GIVEN RECORDS =>

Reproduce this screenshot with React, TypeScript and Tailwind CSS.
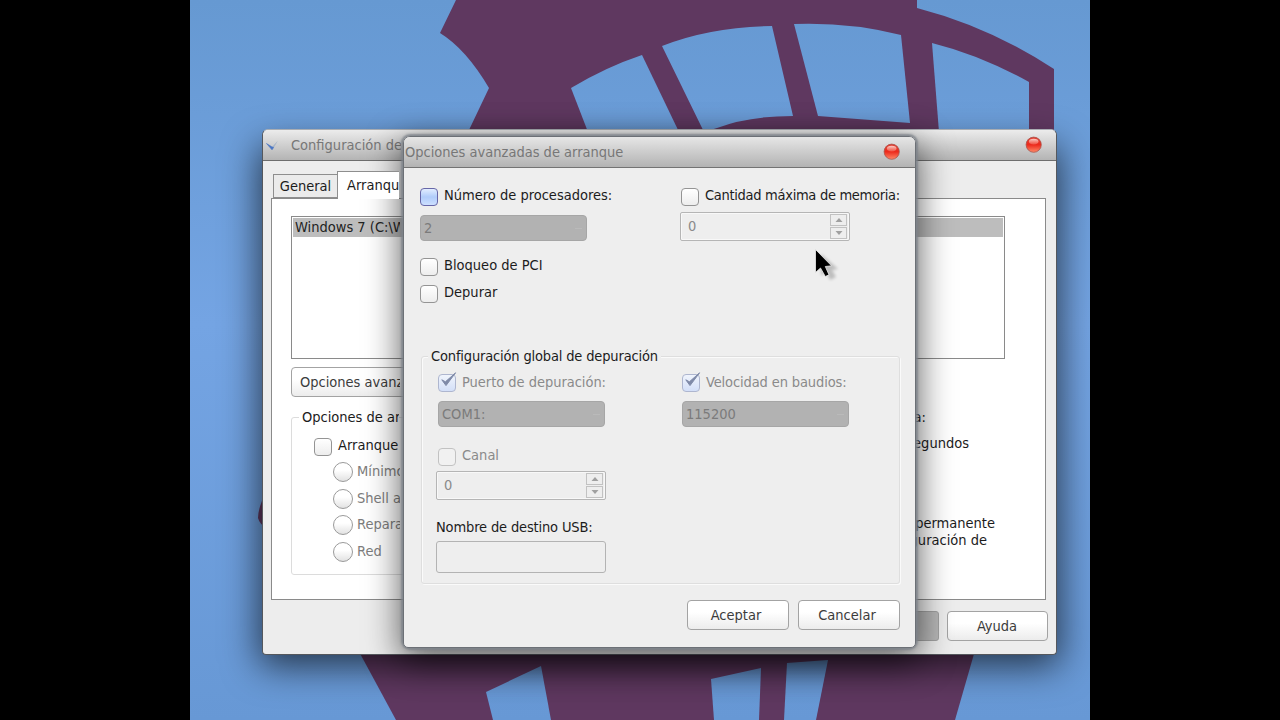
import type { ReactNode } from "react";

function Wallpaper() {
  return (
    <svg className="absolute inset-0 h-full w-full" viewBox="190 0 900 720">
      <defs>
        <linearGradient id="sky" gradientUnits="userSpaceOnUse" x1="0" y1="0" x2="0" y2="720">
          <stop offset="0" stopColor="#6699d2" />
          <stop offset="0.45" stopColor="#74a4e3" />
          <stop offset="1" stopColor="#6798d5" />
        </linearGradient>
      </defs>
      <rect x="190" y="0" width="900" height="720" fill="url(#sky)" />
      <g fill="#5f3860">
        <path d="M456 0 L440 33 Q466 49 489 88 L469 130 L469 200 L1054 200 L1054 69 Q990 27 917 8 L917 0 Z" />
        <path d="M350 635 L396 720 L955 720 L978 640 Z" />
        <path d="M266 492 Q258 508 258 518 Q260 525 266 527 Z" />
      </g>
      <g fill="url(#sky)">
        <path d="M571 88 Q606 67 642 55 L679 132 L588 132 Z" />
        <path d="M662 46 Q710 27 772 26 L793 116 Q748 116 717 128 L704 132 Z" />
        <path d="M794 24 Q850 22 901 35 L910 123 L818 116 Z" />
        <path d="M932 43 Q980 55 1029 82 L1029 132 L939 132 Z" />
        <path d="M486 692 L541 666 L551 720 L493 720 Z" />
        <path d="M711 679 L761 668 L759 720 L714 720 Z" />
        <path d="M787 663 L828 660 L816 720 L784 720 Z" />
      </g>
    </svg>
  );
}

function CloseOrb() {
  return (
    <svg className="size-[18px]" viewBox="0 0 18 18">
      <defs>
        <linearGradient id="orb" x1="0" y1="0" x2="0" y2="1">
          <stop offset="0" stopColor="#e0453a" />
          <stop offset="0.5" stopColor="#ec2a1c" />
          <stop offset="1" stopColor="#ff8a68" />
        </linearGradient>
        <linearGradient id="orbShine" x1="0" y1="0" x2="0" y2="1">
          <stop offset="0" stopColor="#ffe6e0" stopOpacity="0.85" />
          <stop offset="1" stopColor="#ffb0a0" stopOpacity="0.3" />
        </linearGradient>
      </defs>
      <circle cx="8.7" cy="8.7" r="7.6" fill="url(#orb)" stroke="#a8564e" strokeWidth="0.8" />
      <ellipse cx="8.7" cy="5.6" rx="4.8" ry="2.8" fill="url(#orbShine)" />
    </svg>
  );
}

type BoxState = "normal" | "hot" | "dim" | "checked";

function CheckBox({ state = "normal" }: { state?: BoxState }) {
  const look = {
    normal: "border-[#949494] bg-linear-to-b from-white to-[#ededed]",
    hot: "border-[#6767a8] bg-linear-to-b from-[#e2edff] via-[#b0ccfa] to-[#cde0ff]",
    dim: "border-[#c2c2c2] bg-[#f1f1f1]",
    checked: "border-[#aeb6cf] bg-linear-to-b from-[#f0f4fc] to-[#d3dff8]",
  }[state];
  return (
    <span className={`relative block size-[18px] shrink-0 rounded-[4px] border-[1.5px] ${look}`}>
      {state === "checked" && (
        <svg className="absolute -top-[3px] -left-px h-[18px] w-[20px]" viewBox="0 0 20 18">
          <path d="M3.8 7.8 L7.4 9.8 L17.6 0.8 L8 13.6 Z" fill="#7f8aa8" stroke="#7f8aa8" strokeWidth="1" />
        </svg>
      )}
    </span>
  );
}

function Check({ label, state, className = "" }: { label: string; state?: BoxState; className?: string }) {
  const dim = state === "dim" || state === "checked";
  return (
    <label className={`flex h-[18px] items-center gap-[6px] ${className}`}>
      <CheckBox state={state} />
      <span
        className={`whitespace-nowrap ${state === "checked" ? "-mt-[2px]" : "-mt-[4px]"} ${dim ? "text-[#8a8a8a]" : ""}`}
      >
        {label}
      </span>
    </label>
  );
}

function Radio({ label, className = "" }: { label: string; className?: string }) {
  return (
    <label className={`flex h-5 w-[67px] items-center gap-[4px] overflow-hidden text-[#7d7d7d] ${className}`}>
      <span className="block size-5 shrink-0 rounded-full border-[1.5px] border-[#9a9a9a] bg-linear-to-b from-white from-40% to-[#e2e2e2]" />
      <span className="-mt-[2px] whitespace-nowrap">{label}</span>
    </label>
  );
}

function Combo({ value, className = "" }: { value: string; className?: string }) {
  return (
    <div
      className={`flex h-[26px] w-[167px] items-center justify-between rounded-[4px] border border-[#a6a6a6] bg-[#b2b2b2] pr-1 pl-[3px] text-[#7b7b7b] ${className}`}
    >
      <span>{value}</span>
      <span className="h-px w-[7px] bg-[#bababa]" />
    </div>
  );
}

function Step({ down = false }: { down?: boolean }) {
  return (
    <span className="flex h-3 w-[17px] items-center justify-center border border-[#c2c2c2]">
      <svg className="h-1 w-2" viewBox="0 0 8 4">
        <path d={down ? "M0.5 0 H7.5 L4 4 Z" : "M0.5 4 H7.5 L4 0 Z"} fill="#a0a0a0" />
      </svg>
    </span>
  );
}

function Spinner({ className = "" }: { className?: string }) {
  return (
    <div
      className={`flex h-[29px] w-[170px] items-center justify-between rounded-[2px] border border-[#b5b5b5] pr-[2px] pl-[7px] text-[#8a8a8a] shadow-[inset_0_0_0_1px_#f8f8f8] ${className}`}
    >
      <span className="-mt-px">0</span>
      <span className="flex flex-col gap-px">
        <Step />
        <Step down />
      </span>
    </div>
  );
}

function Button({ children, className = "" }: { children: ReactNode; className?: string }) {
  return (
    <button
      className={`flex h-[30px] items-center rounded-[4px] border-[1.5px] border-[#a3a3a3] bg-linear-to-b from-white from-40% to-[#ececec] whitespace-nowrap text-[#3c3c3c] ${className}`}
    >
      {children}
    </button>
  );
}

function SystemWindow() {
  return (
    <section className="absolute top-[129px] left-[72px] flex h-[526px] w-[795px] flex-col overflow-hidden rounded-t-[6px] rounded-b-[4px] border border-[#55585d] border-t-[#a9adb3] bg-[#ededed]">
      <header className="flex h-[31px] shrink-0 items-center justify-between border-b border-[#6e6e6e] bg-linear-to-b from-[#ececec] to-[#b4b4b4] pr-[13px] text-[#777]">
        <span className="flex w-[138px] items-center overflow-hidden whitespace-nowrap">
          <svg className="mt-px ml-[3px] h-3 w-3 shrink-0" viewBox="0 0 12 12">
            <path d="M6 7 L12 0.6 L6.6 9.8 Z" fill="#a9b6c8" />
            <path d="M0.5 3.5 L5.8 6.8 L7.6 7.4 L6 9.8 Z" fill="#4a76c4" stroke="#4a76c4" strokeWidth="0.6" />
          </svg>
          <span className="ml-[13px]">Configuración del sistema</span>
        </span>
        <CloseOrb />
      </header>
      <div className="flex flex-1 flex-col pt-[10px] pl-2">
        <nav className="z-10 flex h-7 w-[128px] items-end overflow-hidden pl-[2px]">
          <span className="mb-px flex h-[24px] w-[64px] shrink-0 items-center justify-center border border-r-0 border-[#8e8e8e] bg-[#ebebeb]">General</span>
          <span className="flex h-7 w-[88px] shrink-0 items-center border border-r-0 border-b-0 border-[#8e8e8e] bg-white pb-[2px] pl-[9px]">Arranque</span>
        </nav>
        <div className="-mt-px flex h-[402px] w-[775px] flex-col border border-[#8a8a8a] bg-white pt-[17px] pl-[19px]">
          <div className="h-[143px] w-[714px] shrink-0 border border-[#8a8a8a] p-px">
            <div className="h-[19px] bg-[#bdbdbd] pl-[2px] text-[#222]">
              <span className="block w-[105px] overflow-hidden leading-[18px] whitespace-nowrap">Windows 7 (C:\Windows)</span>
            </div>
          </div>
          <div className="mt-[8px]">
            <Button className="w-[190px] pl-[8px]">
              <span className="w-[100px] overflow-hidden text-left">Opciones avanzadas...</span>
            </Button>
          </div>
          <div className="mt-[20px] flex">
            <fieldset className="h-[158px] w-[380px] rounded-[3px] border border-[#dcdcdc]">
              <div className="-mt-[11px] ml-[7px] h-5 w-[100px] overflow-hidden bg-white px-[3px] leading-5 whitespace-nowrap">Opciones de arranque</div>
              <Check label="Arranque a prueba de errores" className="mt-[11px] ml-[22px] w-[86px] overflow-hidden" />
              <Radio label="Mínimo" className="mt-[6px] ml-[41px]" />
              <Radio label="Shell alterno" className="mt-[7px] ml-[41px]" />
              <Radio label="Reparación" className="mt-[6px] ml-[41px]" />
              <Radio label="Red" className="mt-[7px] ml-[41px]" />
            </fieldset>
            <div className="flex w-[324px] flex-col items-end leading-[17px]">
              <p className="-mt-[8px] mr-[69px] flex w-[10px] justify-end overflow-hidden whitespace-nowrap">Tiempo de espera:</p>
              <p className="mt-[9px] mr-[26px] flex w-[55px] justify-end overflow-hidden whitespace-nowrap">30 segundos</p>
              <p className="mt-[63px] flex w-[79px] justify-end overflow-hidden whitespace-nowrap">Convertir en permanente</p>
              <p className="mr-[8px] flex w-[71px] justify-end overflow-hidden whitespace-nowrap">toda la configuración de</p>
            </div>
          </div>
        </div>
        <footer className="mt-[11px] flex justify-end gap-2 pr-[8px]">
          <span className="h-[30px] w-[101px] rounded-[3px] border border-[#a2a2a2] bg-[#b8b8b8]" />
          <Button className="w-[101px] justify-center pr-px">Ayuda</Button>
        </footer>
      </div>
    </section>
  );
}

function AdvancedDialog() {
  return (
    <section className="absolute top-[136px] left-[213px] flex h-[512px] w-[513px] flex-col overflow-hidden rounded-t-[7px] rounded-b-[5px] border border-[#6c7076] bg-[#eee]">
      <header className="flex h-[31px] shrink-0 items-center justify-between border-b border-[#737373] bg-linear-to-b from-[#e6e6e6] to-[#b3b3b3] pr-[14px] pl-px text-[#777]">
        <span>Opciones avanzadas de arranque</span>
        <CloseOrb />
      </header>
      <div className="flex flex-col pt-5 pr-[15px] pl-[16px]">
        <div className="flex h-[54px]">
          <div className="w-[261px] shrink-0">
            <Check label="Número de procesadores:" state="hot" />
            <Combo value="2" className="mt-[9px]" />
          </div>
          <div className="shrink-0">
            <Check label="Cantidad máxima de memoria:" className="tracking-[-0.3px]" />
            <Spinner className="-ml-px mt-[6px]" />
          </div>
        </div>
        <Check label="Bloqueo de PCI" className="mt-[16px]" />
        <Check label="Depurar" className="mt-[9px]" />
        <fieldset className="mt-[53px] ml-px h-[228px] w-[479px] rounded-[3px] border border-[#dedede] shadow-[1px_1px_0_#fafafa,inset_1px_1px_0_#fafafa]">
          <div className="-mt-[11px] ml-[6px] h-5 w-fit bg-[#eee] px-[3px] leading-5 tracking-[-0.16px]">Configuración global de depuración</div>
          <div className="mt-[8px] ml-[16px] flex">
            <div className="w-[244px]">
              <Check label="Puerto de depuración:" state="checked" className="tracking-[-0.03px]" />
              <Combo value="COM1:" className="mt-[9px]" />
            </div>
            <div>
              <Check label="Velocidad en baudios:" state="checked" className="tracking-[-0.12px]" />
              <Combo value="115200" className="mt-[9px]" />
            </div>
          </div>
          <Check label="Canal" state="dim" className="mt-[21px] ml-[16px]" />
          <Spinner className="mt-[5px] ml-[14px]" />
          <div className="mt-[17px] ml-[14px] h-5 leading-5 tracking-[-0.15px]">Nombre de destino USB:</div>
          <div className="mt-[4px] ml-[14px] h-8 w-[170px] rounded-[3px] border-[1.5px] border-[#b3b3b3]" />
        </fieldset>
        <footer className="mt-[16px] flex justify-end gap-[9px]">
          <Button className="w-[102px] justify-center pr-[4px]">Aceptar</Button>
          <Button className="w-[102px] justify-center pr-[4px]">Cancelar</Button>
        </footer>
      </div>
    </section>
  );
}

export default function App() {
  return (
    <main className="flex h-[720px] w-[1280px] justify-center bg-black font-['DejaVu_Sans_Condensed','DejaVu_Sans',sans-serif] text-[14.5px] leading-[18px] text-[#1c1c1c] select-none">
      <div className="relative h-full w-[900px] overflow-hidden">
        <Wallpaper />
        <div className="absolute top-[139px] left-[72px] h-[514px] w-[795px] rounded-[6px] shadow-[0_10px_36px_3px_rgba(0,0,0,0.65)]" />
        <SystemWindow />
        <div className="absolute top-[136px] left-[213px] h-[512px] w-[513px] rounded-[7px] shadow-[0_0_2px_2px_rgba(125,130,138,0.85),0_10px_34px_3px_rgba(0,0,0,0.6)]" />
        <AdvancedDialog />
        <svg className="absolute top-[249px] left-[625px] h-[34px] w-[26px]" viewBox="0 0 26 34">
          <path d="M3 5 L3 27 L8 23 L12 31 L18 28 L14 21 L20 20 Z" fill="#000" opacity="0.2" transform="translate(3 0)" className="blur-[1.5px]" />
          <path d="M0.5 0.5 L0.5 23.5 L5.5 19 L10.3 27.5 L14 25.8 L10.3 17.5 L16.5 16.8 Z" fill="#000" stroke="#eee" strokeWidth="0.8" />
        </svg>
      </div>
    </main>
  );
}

==

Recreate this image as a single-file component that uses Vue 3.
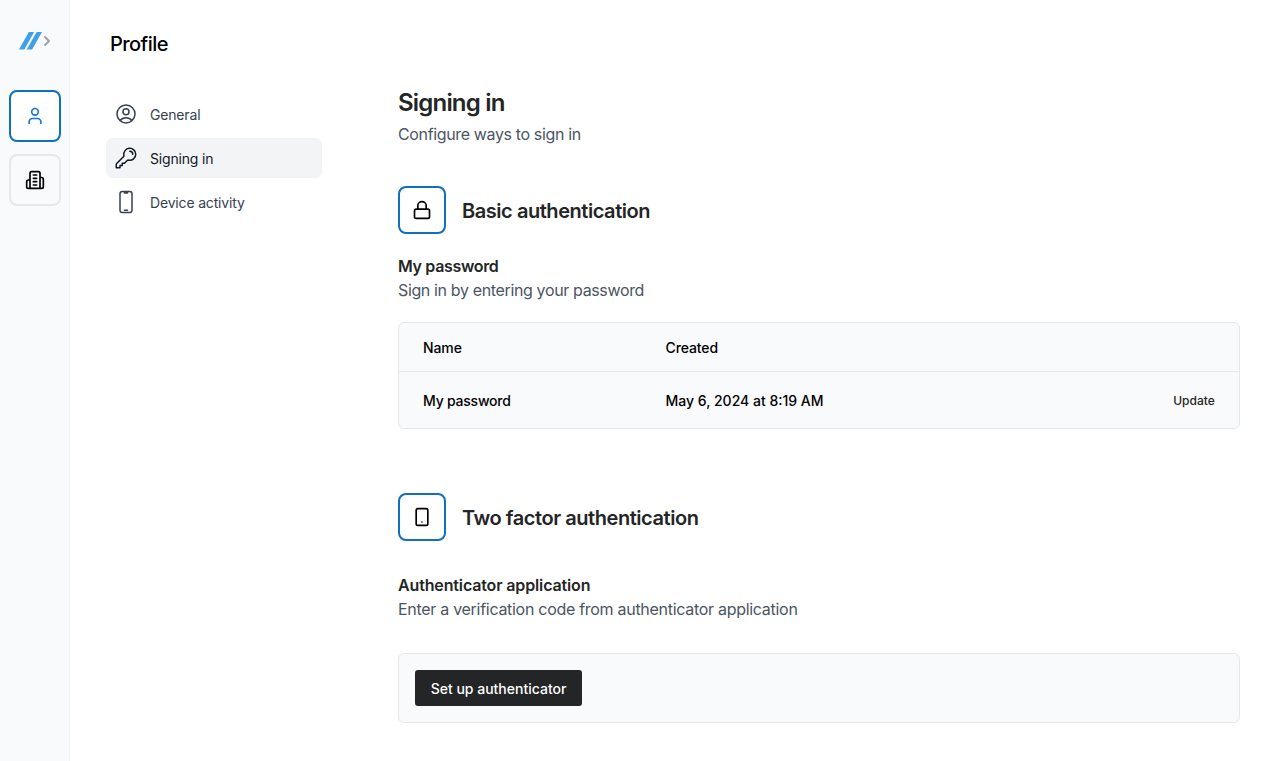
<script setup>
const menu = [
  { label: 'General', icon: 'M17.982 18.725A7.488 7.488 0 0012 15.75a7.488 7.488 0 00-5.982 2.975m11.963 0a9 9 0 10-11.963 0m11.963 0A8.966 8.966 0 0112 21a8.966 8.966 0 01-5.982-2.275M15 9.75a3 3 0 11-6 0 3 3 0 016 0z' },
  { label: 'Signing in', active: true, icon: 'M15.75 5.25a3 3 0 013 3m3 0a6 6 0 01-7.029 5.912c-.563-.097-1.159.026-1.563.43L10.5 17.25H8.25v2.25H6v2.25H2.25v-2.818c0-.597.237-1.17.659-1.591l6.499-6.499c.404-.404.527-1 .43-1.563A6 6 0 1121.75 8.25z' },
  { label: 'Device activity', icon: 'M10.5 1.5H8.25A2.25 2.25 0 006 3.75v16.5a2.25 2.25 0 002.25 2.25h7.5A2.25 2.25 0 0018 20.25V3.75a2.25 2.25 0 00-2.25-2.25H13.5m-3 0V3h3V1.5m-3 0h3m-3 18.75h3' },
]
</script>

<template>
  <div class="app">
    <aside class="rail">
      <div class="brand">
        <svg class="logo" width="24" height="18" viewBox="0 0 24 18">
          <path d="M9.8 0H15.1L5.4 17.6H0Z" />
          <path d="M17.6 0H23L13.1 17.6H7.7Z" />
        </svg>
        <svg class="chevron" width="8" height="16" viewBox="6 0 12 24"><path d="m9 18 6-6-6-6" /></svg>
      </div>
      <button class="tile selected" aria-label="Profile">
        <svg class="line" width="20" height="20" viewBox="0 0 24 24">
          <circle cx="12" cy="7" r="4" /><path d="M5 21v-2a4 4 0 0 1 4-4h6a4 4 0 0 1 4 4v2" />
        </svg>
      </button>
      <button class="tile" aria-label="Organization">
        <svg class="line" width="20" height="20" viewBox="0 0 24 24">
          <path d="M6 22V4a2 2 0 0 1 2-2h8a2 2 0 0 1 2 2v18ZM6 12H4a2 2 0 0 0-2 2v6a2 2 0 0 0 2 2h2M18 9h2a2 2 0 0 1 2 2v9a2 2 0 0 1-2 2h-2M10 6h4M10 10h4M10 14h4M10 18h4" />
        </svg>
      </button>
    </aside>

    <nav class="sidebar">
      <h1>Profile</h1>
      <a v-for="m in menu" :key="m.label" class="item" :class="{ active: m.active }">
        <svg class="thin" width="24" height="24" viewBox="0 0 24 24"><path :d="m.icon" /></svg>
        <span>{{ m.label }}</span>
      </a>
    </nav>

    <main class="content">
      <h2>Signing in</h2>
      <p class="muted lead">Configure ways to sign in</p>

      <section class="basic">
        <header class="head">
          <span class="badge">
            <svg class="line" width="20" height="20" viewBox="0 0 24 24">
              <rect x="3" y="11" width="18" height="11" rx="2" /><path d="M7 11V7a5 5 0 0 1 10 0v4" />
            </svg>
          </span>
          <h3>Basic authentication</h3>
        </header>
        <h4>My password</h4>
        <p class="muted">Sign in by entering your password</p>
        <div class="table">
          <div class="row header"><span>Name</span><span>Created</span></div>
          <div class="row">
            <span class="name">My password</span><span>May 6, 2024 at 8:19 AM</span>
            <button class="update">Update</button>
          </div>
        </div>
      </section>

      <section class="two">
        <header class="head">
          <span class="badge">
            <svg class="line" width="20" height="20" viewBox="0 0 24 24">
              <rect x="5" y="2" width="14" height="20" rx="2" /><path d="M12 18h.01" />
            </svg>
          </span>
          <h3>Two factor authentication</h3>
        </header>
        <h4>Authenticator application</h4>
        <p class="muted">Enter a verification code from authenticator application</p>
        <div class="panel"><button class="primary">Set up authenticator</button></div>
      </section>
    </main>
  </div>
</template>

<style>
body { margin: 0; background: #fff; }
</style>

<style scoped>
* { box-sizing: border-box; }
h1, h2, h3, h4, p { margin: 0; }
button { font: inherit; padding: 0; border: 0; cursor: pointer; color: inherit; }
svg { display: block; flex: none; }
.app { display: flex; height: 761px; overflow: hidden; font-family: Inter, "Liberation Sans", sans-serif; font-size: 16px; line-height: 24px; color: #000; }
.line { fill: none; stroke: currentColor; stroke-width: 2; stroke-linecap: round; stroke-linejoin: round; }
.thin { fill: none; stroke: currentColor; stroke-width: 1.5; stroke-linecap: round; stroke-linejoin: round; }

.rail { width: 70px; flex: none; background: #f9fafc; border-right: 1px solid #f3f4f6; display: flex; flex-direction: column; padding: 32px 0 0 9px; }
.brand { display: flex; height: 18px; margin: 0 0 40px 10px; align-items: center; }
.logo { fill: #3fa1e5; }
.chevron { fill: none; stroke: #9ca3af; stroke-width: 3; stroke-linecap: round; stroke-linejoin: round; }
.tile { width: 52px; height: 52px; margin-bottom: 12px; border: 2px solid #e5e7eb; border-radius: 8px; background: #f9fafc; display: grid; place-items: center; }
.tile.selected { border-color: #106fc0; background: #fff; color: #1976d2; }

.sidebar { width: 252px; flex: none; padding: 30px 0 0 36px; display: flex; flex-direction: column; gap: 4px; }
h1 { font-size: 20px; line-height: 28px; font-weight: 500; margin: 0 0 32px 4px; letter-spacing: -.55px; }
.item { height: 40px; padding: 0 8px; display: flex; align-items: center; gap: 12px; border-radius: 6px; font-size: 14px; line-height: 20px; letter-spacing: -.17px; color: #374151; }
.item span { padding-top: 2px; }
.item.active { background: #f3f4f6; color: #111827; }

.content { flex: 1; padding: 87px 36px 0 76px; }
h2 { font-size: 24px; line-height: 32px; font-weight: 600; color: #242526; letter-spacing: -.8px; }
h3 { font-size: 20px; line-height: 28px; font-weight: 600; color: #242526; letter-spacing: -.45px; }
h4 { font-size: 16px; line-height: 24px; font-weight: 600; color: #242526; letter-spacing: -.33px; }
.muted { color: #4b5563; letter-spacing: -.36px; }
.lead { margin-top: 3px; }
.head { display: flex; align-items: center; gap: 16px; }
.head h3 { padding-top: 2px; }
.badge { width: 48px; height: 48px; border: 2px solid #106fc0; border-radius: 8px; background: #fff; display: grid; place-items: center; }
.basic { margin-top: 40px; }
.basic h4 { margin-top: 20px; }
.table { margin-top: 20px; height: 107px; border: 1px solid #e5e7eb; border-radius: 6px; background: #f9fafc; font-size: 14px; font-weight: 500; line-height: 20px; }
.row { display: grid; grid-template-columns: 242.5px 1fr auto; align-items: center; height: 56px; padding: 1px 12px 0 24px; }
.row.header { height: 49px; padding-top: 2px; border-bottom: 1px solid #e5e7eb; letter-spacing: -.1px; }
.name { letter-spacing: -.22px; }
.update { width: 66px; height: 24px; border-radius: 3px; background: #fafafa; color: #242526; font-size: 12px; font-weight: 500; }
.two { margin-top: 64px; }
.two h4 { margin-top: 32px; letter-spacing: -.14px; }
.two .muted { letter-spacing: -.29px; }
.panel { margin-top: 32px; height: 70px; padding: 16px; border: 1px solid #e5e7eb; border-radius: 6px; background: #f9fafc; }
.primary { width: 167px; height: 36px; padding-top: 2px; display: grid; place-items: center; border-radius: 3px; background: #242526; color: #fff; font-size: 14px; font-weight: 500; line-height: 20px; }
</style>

YOUR GOAL =>
Return every line above in which the string "this" occurs.

RESULT BELOW =>
Reproduce this screenshot with React, TypeScript and Tailwind CSS.
Recreate this image as a single-file component that uses Vue 3.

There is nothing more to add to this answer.